The value of sites in Dublin 4 is not generated by the individual owners of the sites in Dublin 4, but by other people, other enterprises and by generations of public investment in this area. A site value will go up enormously if a Luas stop is built there, yet the Luas stop is provided by the taxpayer – not by the site owner who will benefit from this windfall.

Therefore taxing the sites rather than taxing the individual owners who renovate their property captures some of that public site value back for the public because it is generated by the public not the individual owner.

The decision to renovate is a separate matter; it is a cost incurred by the owner to increase the value of the property at his expense. Such initiative should not be taxed.

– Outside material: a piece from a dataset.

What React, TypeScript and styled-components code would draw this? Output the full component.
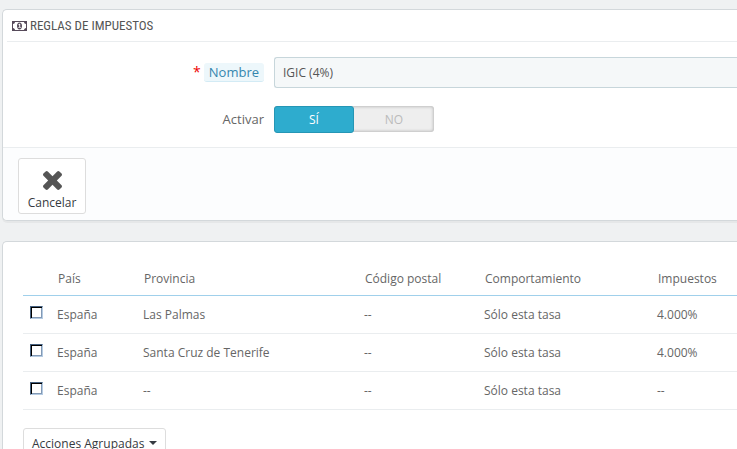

By the way, a site-value tax should extend to public land owned by the State in strategic residential parts of the city but left lying fallow. State inertia as well as developer/owner greed is a massive contributor to land hoarding.

A site-value tax or a location fee would go a long way to stopping land hoarding in urban areas. In fact a site-value rather than property tax is the way forward because property tax actually penalises the people who renovate their home, adding value through their own efforts. A site-value tax only taxes the site, and in so doing reduces the incentive to hang on waiting for prices to rise further before selling for development.

By penalising bad behaviour and rewarding good behaviour we breathe new life into cities

Keeping this idea in mind, consider going one step further with dereliction. There should be a very draconian dereliction tax that makes it prohibitively expensive to sit on a derelict or vacant building.

Prohibitive

The owner could avoid this tax by selling on to a developer who wants to build or develop the building. Or the owner can avoid the tax if he starts developing or renovating himself. This tax would have to be high enough to make dereliction prohibitive. So it should be at least 50 per cent of the site value per annum. This would make the market move.

However, just in case you think this is a “penalise owners” idea, it is not. We could also introduce a tax incentive for renovations. So the owner who complains, with justification, that renovation of old buildings is extremely expensive can offset those expenses against tax. This would encourage development immediately, and give the developer an incentive to arrest dereliction and vacancy.

By penalising bad behaviour and rewarding good behaviour we breathe new life into cities and begin to chip away at the housing crisis – by using rather than hoarding existing buildings and land.